In the records that follow, locate every line with "this" and extract it.
-- Start Information provided --
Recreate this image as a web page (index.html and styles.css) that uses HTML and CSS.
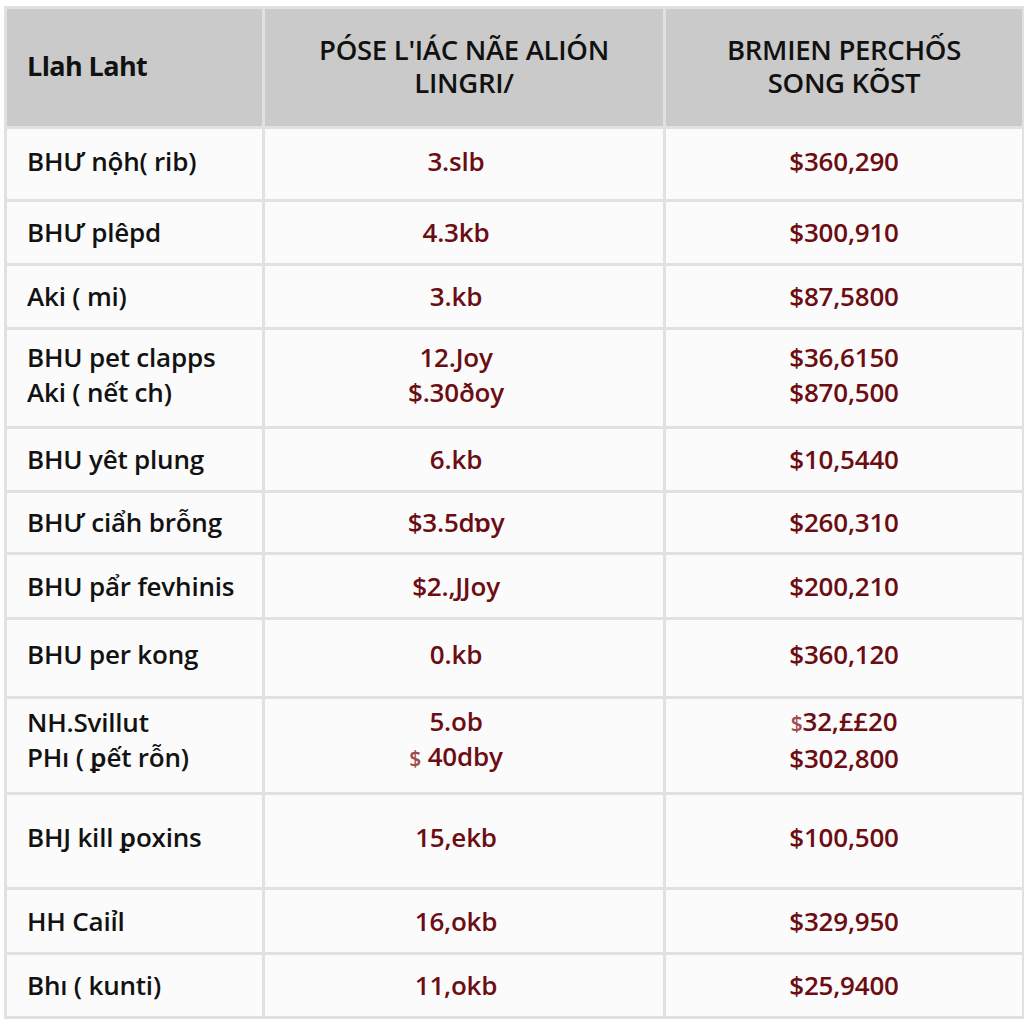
-- End Information provided --
-- Start Information provided --
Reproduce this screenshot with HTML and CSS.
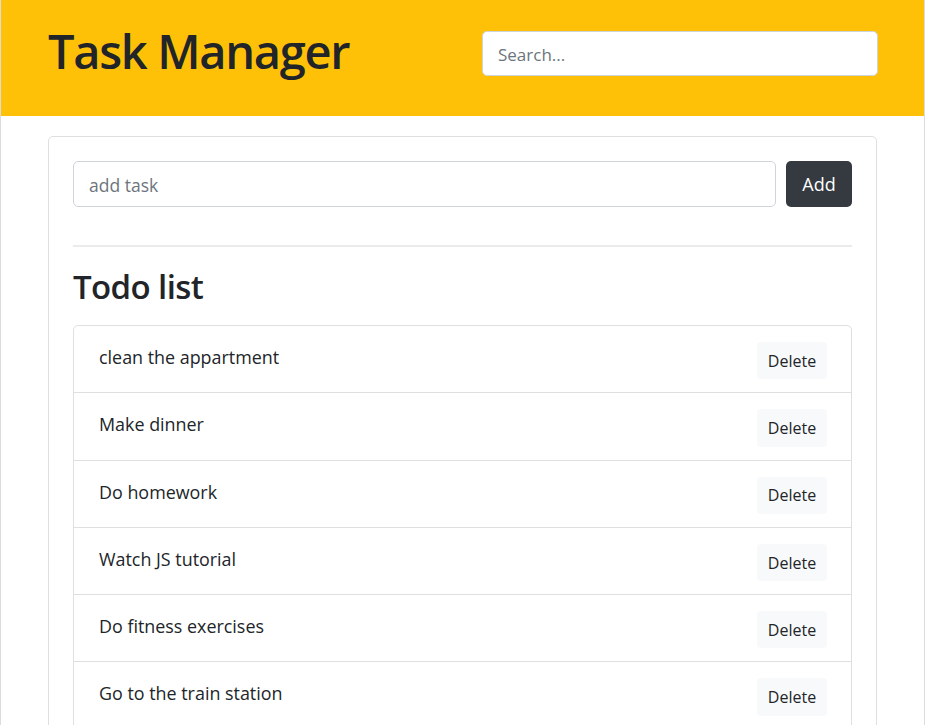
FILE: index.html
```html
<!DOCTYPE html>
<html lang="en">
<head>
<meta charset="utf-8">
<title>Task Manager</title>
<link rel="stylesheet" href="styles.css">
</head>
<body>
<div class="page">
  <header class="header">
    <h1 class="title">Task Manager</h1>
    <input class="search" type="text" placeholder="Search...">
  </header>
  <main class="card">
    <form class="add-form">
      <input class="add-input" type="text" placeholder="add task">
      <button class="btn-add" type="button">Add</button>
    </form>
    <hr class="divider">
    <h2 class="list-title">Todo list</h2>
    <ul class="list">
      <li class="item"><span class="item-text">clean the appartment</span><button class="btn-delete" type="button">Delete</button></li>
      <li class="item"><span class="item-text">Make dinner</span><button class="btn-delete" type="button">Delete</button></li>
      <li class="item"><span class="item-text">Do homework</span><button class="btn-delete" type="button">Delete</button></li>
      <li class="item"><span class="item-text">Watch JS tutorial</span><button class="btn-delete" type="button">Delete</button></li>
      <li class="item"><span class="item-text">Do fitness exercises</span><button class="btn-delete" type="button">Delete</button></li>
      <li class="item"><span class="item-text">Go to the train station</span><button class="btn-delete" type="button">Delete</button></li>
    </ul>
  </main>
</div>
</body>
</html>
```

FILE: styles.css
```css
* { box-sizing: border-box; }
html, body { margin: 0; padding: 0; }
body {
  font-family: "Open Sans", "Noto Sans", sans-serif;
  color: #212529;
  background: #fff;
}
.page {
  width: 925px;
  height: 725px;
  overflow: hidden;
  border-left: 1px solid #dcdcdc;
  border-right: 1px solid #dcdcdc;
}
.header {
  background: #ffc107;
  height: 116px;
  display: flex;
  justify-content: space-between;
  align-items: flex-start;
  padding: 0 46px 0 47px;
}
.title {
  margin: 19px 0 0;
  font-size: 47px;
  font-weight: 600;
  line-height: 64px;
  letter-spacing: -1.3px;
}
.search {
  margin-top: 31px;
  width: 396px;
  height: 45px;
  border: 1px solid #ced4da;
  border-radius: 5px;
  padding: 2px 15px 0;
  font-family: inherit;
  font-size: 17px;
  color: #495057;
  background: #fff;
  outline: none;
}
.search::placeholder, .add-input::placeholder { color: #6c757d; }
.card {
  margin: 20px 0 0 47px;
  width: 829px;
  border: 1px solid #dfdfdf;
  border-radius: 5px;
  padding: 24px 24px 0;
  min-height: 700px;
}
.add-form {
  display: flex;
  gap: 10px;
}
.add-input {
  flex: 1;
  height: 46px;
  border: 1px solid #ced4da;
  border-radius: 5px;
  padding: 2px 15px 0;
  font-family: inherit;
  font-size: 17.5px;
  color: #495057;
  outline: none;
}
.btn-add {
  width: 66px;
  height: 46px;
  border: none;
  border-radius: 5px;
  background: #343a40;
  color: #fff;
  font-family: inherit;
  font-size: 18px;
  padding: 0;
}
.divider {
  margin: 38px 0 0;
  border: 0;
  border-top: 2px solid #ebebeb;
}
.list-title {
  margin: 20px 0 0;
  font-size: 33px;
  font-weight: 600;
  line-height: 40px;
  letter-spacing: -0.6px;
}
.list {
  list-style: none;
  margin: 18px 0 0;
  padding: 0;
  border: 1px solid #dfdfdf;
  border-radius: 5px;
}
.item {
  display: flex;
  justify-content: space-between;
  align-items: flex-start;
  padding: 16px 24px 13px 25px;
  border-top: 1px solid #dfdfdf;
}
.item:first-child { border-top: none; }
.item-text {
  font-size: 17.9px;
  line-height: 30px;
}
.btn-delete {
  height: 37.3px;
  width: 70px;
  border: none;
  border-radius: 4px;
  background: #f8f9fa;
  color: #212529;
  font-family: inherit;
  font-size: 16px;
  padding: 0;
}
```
-- End Information provided --
-- Start Information provided --
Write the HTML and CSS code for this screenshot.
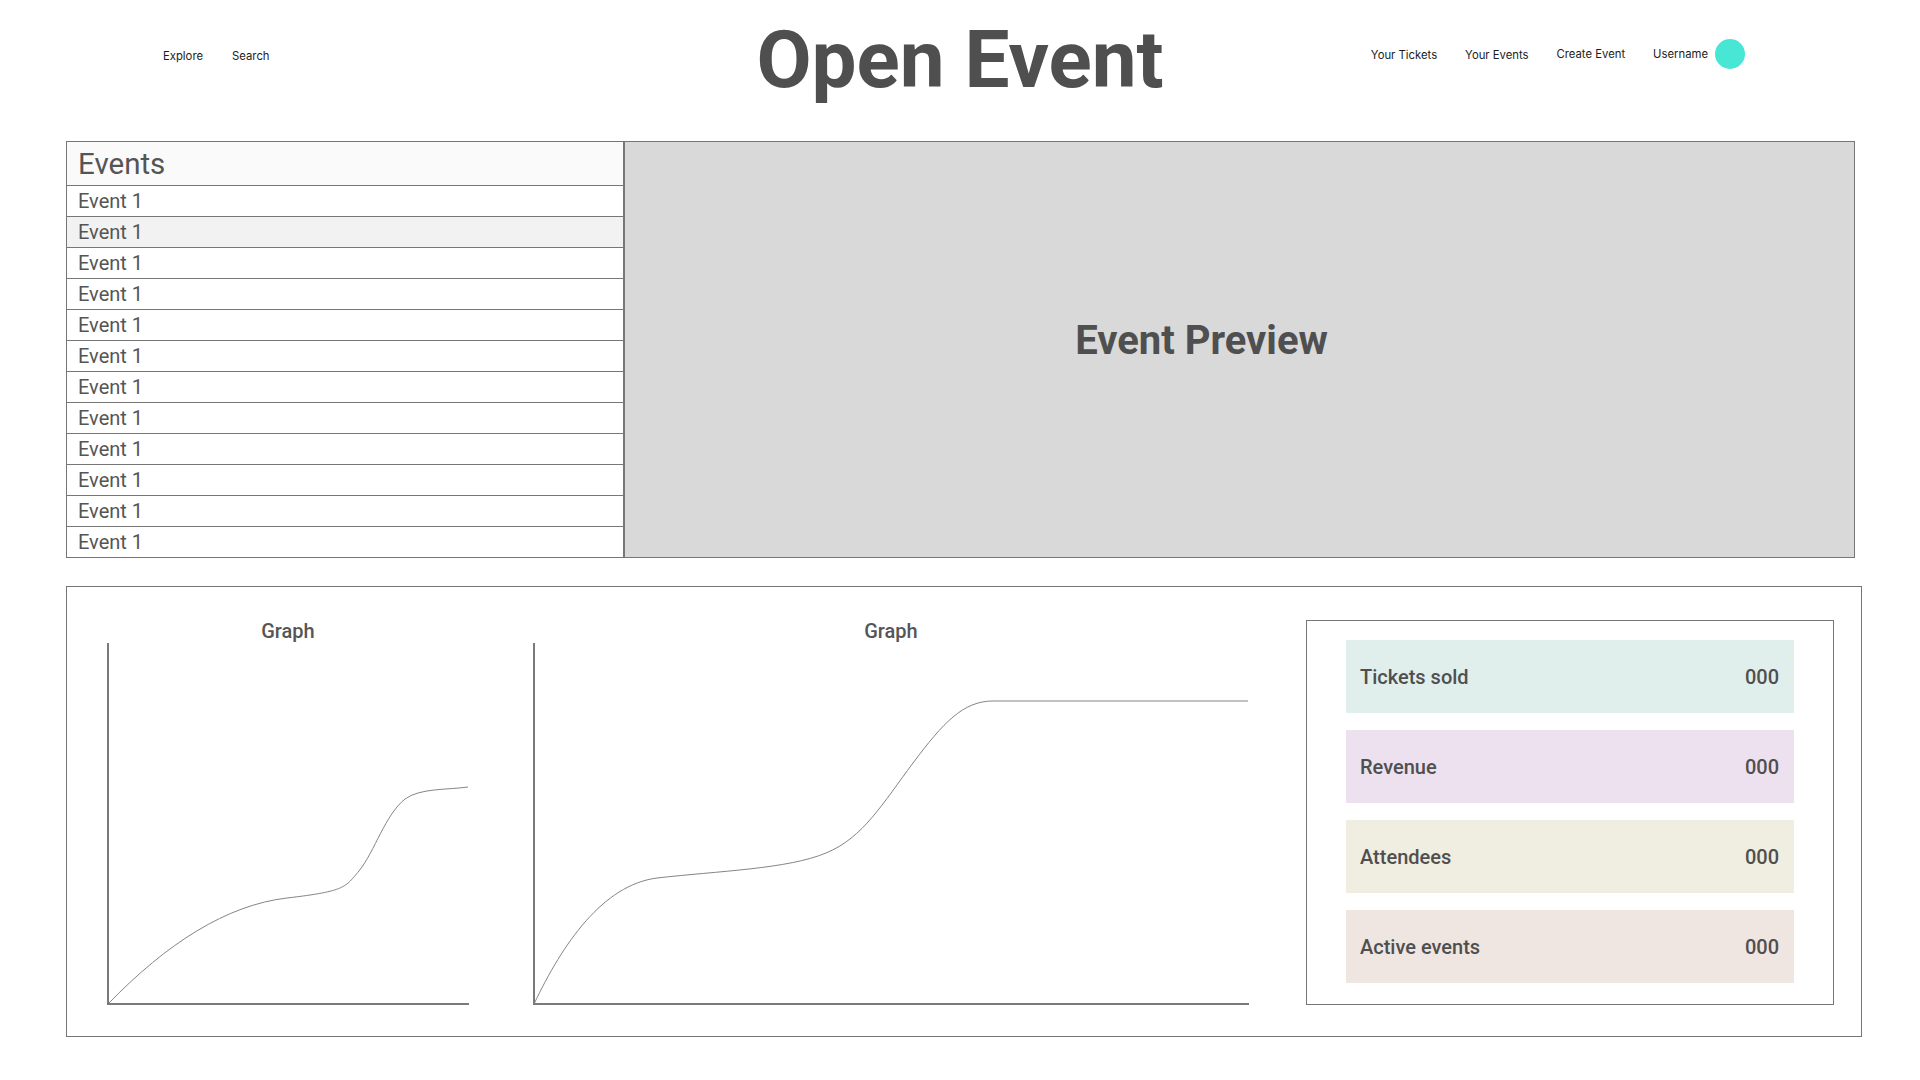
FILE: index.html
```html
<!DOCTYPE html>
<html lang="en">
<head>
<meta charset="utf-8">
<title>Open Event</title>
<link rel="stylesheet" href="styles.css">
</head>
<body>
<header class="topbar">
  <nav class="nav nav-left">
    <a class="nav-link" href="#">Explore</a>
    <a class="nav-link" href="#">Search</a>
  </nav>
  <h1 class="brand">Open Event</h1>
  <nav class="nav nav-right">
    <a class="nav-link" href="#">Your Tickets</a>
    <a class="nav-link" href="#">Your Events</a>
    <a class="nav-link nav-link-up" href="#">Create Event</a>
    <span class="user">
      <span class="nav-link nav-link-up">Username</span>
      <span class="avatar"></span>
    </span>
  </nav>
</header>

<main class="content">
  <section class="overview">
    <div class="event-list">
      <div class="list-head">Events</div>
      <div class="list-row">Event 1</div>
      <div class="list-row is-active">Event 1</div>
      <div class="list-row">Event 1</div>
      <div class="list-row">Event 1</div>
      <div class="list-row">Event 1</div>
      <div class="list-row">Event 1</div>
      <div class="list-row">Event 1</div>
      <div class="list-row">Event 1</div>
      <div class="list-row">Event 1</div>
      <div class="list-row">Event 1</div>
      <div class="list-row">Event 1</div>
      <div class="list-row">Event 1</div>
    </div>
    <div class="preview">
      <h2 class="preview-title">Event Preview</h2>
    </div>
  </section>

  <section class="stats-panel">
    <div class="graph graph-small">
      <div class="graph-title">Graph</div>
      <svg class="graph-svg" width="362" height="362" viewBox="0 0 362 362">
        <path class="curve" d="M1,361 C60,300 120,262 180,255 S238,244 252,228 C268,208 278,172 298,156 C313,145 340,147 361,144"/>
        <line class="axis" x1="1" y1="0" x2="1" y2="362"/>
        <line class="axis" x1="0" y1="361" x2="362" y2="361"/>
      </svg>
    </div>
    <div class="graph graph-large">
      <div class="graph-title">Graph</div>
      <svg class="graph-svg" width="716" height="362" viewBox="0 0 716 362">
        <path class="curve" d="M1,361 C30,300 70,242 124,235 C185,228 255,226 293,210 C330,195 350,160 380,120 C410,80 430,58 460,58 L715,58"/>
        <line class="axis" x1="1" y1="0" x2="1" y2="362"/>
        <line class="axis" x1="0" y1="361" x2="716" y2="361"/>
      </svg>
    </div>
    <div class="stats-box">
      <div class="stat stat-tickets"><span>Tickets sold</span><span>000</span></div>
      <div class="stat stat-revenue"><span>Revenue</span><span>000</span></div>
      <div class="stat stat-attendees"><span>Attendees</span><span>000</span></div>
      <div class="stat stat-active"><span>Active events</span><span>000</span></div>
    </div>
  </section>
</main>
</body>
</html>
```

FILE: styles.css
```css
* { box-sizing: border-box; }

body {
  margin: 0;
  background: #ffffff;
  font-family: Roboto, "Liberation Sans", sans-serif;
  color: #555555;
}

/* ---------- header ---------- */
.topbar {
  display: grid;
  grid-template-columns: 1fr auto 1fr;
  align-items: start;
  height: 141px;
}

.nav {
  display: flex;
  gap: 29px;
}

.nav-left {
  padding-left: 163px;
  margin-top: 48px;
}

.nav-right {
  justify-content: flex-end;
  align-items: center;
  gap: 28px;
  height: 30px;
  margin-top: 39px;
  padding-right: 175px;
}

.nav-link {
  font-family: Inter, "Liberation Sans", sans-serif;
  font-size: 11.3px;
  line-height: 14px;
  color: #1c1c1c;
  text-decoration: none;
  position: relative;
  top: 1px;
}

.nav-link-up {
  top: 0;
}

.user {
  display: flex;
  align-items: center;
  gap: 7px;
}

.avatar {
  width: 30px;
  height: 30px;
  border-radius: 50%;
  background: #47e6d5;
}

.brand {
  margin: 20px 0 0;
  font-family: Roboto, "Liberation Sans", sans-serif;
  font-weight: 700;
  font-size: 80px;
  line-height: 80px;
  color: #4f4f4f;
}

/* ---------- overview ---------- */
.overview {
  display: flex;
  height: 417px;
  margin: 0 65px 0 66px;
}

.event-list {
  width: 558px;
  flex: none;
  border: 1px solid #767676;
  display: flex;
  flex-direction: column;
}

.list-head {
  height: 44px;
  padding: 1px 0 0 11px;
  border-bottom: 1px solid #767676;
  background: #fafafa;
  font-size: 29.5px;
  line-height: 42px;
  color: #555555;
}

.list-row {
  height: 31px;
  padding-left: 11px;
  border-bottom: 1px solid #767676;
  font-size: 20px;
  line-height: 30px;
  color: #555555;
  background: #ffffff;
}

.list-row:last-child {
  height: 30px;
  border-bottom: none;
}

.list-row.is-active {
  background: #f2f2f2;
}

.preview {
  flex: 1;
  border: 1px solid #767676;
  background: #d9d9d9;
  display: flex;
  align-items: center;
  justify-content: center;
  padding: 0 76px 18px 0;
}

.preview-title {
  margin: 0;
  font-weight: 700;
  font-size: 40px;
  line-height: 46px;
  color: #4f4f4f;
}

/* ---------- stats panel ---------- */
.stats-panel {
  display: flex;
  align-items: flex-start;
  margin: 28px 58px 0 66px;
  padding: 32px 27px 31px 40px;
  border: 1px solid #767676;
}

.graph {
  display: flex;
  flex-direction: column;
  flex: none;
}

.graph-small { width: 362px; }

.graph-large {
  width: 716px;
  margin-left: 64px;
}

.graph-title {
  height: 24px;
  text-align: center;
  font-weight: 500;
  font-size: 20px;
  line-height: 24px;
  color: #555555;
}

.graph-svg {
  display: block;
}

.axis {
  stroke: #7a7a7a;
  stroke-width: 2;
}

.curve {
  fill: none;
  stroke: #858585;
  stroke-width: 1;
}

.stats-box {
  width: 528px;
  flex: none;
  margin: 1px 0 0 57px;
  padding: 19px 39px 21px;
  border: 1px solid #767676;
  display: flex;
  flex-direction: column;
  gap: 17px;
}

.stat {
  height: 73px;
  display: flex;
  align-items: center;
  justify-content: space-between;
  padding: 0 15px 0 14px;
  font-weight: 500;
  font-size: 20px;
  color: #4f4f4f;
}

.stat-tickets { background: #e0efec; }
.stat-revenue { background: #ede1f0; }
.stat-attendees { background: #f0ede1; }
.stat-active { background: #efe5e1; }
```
-- End Information provided --
Response:
Recreate this image as a web page (index.html and styles.css) that uses HTML and CSS.
Reproduce this screenshot with HTML and CSS.
Write the HTML and CSS code for this screenshot.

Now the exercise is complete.